Computer science professionals often carry a reputation for an aloof personality and the need to engage in complex coding in a room all alone, and they’re not known for their people skills. However, with the incredible need for skilled information technology professionals in a variety of roles, some computer scientists are finding the need for advanced communication skills.
In fact, a study by the Higher Education Statistics Agency out of England suggests that many computer science graduates don’t actually work in a job related to their skills. A lack of people and communication skills could be partially to blame. Even though it might seem like a computer science professional works in a solo environment for much of his or her career, any job in business today requires communication and interaction with other employees.
The Importance of Networking
The Bureau of Labor Statistics (BLS) suggests that the United States will add around 4,100 new computer and information research scientist jobs over the next several years. Networking to find employment is an important part of landing one of these lucrative jobs after graduation from a professional degree program.
Many professionals suggest that finding a job through the traditional want ads, whether the listing is through an offline or online source, is almost impossible. A computer scientist who doesn’t have the people skills to network during and after college may find it impossible to find work in the career he or she trained for during school.
Communication Skills on the Job
In addition to using communication skills to find a job after graduation, computer scientists must also know how to use their skills while on the job. During an interview for a computer science or information technology job, a graduate will probably be asked about his or her communication skills.
He or she might need to explain how to solve a problem that requires interaction with other employees or customers. Important communication skills used for on-the-job issues including listening, non-verbal communication, flexibility and a willingness to understand the point of view of other people.
Building a Communication Skills and a Post-graduation Network
During school, a future computer scientist may want to take electives or extra classes related to building effective communication skills. An introductory class on communication may help, as well as courses on sociology, public speaking, written communication and management skills. Some computer science programs have communication classes built into the curriculum, but it can never hurt to expand upon those basic skills with additional advanced coursework.
Methods that computer scientists may need to learn how to use to network and find a job after graduation include connecting with alumni, speaking with old friends and maximizing social media applications such as LinkedIn. Valuable exercises also include communicating on job boards frequented by recruiters and companies who are looking for computer science graduates.

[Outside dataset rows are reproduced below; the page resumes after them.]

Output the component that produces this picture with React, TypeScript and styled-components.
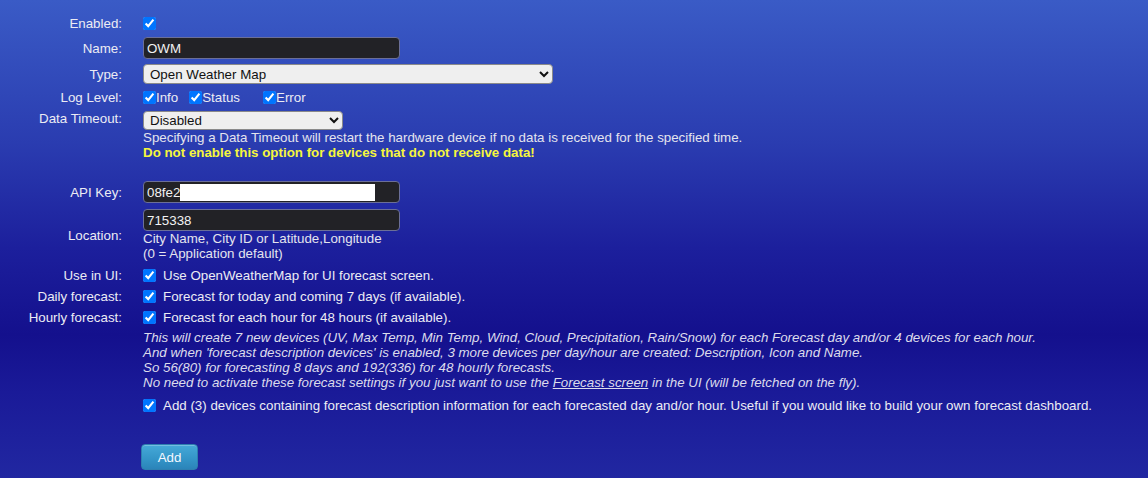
import React from 'react';
import styled, { createGlobalStyle } from 'styled-components';

const GlobalStyle = createGlobalStyle`
  html, body {
    margin: 0;
    padding: 0;
  }
  body {
    width: 1148px;
    height: 478px;
    overflow: hidden;
    font-family: 'Liberation Sans', Arial, sans-serif;
    font-size: 13.33px;
    color: #ececf4;
    background: linear-gradient(
      180deg,
      #3a5bc6 0%,
      #2a3cb0 30%,
      #1c1f9c 52%,
      #14108d 70%,
      #1a1a98 82%,
      #2127a1 100%
    );
  }
`;

const Form = styled.div`
  display: flex;
  flex-direction: column;
  width: 1148px;
`;

const Row = styled.div<{ $mt: number; $h?: number }>`
  display: grid;
  grid-template-columns: 122px 1fr;
  column-gap: 21px;
  align-items: center;
  margin-top: ${(p) => p.$mt}px;
  min-height: ${(p) => (p.$h ? `${p.$h}px` : 'auto')};
`;

const Label = styled.div<{ $top?: boolean }>`
  text-align: right;
  line-height: 15px;
  white-space: nowrap;
  align-self: ${(p) => (p.$top ? 'start' : 'center')};
`;

const Value = styled.div`
  display: flex;
  flex-direction: column;
  align-items: flex-start;
  line-height: 15px;
`;

const Inline = styled.div`
  display: flex;
  align-items: center;
  white-space: nowrap;
`;

const Check = styled.input.attrs({ type: 'checkbox', defaultChecked: true })`
  width: 13px;
  height: 13px;
  margin: 0;
  accent-color: #0075ff;
`;

const CheckText = styled.span<{ $gap?: number; $mr?: number }>`
  margin-left: ${(p) => p.$gap ?? 0}px;
  margin-right: ${(p) => p.$mr ?? 0}px;
`;

const TextInput = styled.input`
  box-sizing: border-box;
  width: 257px;
  height: 22px;
  margin: 0;
  padding: 0 3px;
  background: #222226;
  color: #f2f2f2;
  border: 1px solid #6b6f98;
  border-radius: 4px;
  font-family: 'Liberation Sans', Arial, sans-serif;
  font-size: 13.33px;
  outline: none;
`;

const InputWrap = styled.div`
  position: relative;
`;

const Redacted = styled.span`
  position: absolute;
  left: 37px;
  top: 3px;
  width: 195px;
  height: 17px;
  background: #ffffff;
`;

const Select = styled.select<{ $w: number; $h: number }>`
  box-sizing: border-box;
  width: ${(p) => p.$w}px;
  height: ${(p) => p.$h}px;
  margin: 0;
  padding: 0 2px;
  background: #efefef;
  color: #111;
  border: 1px solid #8a8a8a;
  border-radius: 4px;
  font-family: 'Liberation Sans', Arial, sans-serif;
  font-size: 13.33px;
`;

const Help = styled.div`
  color: #e4e4ee;
  white-space: nowrap;
`;

const Warning = styled.div`
  color: #f6f63c;
  font-weight: bold;
  white-space: nowrap;
`;

const Italic = styled.div`
  margin-left: 143px;
  margin-top: 3px;
  font-style: italic;
  line-height: 15px;
  color: #dcdcec;
  white-space: nowrap;

  a {
    color: inherit;
    text-decoration: underline;
  }
`;

const AddButton = styled.button`
  margin: 29px 0 0 141px;
  width: 57px;
  height: 26px;
  border: 1px solid #2d7fb0;
  border-radius: 4px;
  background: linear-gradient(180deg, #45a9d8 0%, #3394c7 60%, #2b84b9 100%);
  color: #f4f8ff;
  font-family: 'Liberation Sans', Arial, sans-serif;
  font-size: 13.33px;
  padding: 0;
  box-shadow: inset 0 1px 0 rgba(255, 255, 255, 0.25);
`;

const App = () => {
  return (
    <>
      <GlobalStyle />
      <Form>
        <Row $mt={13} $h={20}>
          <Label>Enabled:</Label>
          <Inline>
            <Check />
          </Inline>
        </Row>
        <Row $mt={2} $h={26}>
          <Label>Name:</Label>
          <Value>
            <TextInput defaultValue="OWM" />
          </Value>
        </Row>
        <Row $mt={3} $h={20}>
          <Label>Type:</Label>
          <Value>
            <Select $w={410} $h={20} defaultValue="owm">
              <option value="owm">Open Weather Map</option>
            </Select>
          </Value>
        </Row>
        <Row $mt={3} $h={20}>
          <Label>Log Level:</Label>
          <Inline>
            <Check />
            <CheckText $mr={11}>Info</CheckText>
            <Check />
            <CheckText $mr={23}>Status</CheckText>
            <Check />
            <CheckText>Error</CheckText>
          </Inline>
        </Row>
        <Row $mt={4}>
          <Label $top>Data Timeout:</Label>
          <Value>
            <Select $w={200} $h={19} defaultValue="0">
              <option value="0">Disabled</option>
            </Select>
            <Help>
              Specifying a Data Timeout will restart the hardware device if no data is received for the
              specified time.
            </Help>
            <Warning>Do not enable this option for devices that do not receive data!</Warning>
          </Value>
        </Row>
        <Row $mt={21} $h={22}>
          <Label>API Key:</Label>
          <Value>
            <InputWrap>
              <TextInput defaultValue="08fe2" />
              <Redacted />
            </InputWrap>
          </Value>
        </Row>
        <Row $mt={6}>
          <Label>Location:</Label>
          <Value>
            <TextInput defaultValue="715338" />
            <Help>City Name, City ID or Latitude,Longitude</Help>
            <Help>(0 = Application default)</Help>
          </Value>
        </Row>
        <Row $mt={4} $h={20}>
          <Label>Use in UI:</Label>
          <Inline>
            <Check />
            <CheckText $gap={7}>Use OpenWeatherMap for UI forecast screen.</CheckText>
          </Inline>
        </Row>
        <Row $mt={1} $h={20}>
          <Label>Daily forecast:</Label>
          <Inline>
            <Check />
            <CheckText $gap={7}>Forecast for today and coming 7 days (if available).</CheckText>
          </Inline>
        </Row>
        <Row $mt={1} $h={20}>
          <Label>Hourly forecast:</Label>
          <Inline>
            <Check />
            <CheckText $gap={7}>Forecast for each hour for 48 hours (if available).</CheckText>
          </Inline>
        </Row>
        <Italic>
          This will create 7 new devices (UV, Max Temp, Min Temp, Wind, Cloud, Precipitation, Rain/Snow) for
          each Forecast day and/or 4 devices for each hour.
          <br />
          And when 'forecast description devices' is enabled, 3 more devices per day/hour are created:
          Description, Icon and Name.
          <br />
          So 56(80) for forecasting 8 days and 192(336) for 48 hourly forecasts.
          <br />
          No need to activate these forecast settings if you just want to use the{' '}
          <a href="#forecast">Forecast screen</a> in the UI (will be fetched on the fly).
        </Italic>
        <Row $mt={5} $h={20}>
          <Label />
          <Inline>
            <Check />
            <CheckText $gap={7}>
              Add (3) devices containing forecast description information for each forecasted day and/or
              hour. Useful if you would like to build your own forecast dashboard.
            </CheckText>
          </Inline>
        </Row>
        <div>
          <AddButton>Add</AddButton>
        </div>
      </Form>
    </>
  );
};

export default App;
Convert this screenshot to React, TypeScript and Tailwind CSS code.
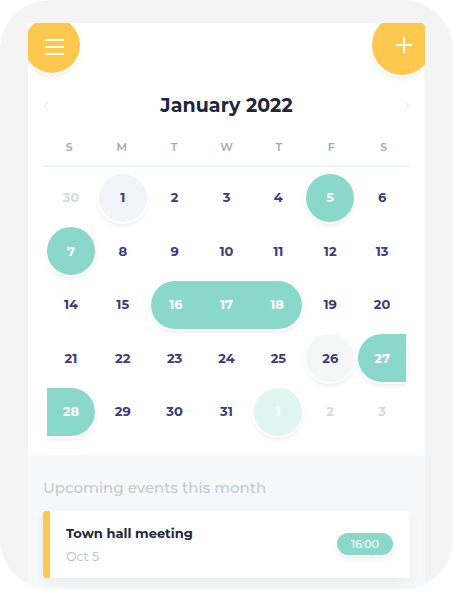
import { ChevronLeft, ChevronRight } from 'lucide-react';

type Day = {
    n: number
    muted?: boolean
    kind?: 'today' | 'event' | 'weekEnd' | 'weekStart' | 'soft' | 'next'
    range?: number[]
}

const weekdays = ['S', 'M', 'T', 'W', 'T', 'F', 'S']

const days: Day[] = [
    { n: 30, muted: true }, { n: 1, kind: 'today' }, { n: 2 }, { n: 3 }, { n: 4 }, { n: 5, kind: 'event' }, { n: 6 },
    { n: 7, kind: 'event' }, { n: 8 }, { n: 9 }, { n: 10 }, { n: 11 }, { n: 12 }, { n: 13 },
    { n: 14 }, { n: 15 }, { n: 16, range: [16, 17, 18] }, { n: 19 }, { n: 20 },
    { n: 21 }, { n: 22 }, { n: 23 }, { n: 24 }, { n: 25 }, { n: 26, kind: 'soft' }, { n: 27, kind: 'weekStart' },
    { n: 28, kind: 'weekEnd' }, { n: 29 }, { n: 30 }, { n: 31 }, { n: 1, muted: true, kind: 'next' }, { n: 2, muted: true }, { n: 3, muted: true },
]

const ring = 'shadow-[0_0_0_2px_#fff,0_3px_5px_rgba(0,0,0,0.10)]'

const DayCell = ({ day }: { day: Day }) => {
    if (day.range) {
        return (
            <div className="col-span-3 h-[53.5px] flex items-center px-[2px]">
                <div className={`w-full h-12 rounded-full bg-[#8ad8c9] grid grid-cols-3 text-white text-[13px] font-bold ${ring}`}>
                    {day.range.map((n) => (
                        <span key={n} className="flex items-center justify-center">{n}</span>
                    ))}
                </div>
            </div>
        )
    }
    const base = 'h-12 w-12 flex items-center justify-center text-[13px] font-bold'
    let shape = day.muted ? 'text-[#d6d7e0]' : 'text-[#3a3d78]'
    switch (day.kind) {
        case 'today':
            shape = `rounded-full bg-[#f1f4f8] text-[#3a3d78] ${ring}`
            break
        case 'event':
            shape = `rounded-full bg-[#8ad8c9] text-white ${ring}`
            break
        case 'soft':
            shape = `rounded-full bg-[#f5f6f6] text-[#3a3d78] ${ring}`
            break
        case 'next':
            shape = `rounded-full bg-[#e1f5f0] text-white ${ring}`
            break
        case 'weekStart':
            shape = `ml-[2px] rounded-l-full bg-[#8ad8c9] text-white ${ring}`
            break
        case 'weekEnd':
            shape = `ml-[2px] rounded-r-full bg-[#8ad8c9] text-white ${ring}`
            break
    }
    const align = day.kind === 'weekStart' || day.kind === 'weekEnd' ? 'justify-start' : 'justify-center'
    return (
        <div className={`h-[53.5px] flex items-center ${align}`}>
            <div className={`${base} ${shape}`}>{day.n}</div>
        </div>
    )
}

export default function App() {
    return (
        <div className="w-[453px] h-[591px] bg-white font-['Montserrat','Inter',sans-serif]">
            <div className="h-[589px] rounded-[50px] bg-[#f4f4f4] pt-[23px] px-[28px] overflow-hidden">
                <div className="relative h-full overflow-hidden bg-[#f7f8f9]">
                    <div className="bg-white h-[432px] pt-[69px]">
                        <div className="flex items-center justify-between px-[11px]">
                            <ChevronLeft className="w-[14px] h-[14px] text-[#dfe1e6]" strokeWidth={1.5} />
                            <h1 className="text-[19px] font-bold text-[#21253f] tracking-[0.1px]">January 2022</h1>
                            <ChevronRight className="w-[14px] h-[14px] text-[#dfe1e6]" strokeWidth={1.5} />
                        </div>
                        <div className="mx-[15px] mt-[18px] pb-[10px] border-b-2 border-[#eef3f6] grid grid-cols-7">
                            {weekdays.map((w, i) => (
                                <div key={i} className="text-center text-[11px] font-semibold text-[#a3aab6]">{w}</div>
                            ))}
                        </div>
                        <div className="mx-[17px] mt-[4px] grid grid-cols-7">
                            {days.map((d, i) => (
                                <DayCell key={i} day={d} />
                            ))}
                        </div>
                    </div>
                    <div className="px-[15px] pt-[22px]">
                        <p className="text-[15px] font-medium text-[#c6c9d2]">Upcoming events this month</p>
                        <div className="mt-[11px] h-[67px] bg-white rounded-[3px] flex items-stretch shadow-[0_4px_12px_rgba(0,0,0,0.06)] overflow-hidden">
                            <div className="w-[7px] bg-[#fec84e]" />
                            <div className="flex-1 flex items-center justify-between pl-[16px] pr-[17px]">
                                <div className="mt-[3px]">
                                    <p className="text-[13px] font-bold text-[#22263f]">Town hall meeting</p>
                                    <p className="mt-[4px] text-[12.5px] text-[#b9bdc9]">Oct 5</p>
                                </div>
                                <div className={`h-[22px] px-[14px] rounded-full bg-[#8ad8c9] text-white text-[11px] font-medium flex items-center ${ring}`}>16:00</div>
                            </div>
                        </div>
                    </div>
                    <div className={`absolute left-[-4px] top-[-6px] w-[56px] h-[56px] rounded-full bg-[#fec84e] flex items-center justify-center ${ring}`}>
                        <div className="flex flex-col gap-[5px] ml-[4px] mt-[4px]">
                            <span className="block w-[19px] h-[2px] bg-white" />
                            <span className="block w-[19px] h-[2px] bg-white" />
                            <span className="block w-[19px] h-[2px] bg-white" />
                        </div>
                    </div>
                    <div className={`absolute right-[-7px] top-[-8px] w-[60px] h-[60px] rounded-full bg-[#fec84e] flex items-center justify-center ${ring}`}>
                        <svg width="18" height="18" viewBox="0 0 18 18" className="ml-[4px]">
                            <path d="M9 1v16M1 9h16" stroke="#fff" strokeWidth="2" />
                        </svg>
                    </div>
                </div>
            </div>
        </div>
    )
}
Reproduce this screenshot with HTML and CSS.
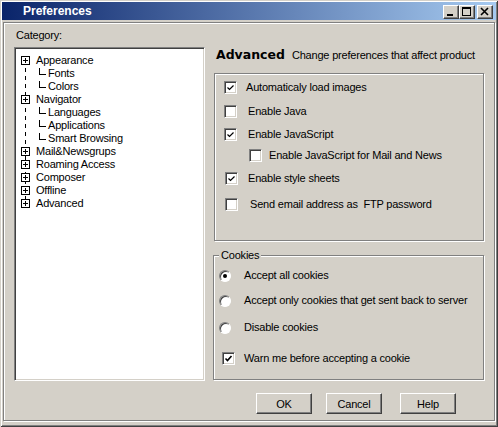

Additional information from the BLS on the information technology industry suggests that computer science professionals work in almost every aspect of today’s job market. From the essential services of custom computer programming to the IT jobs that deal with customer service and problem-solving, all computer scientists need to be able to communicate effectively while on the job. Building people skills while in school and after graduation is an essential part of obtaining a job in today’s dynamic world of information technology and computer science.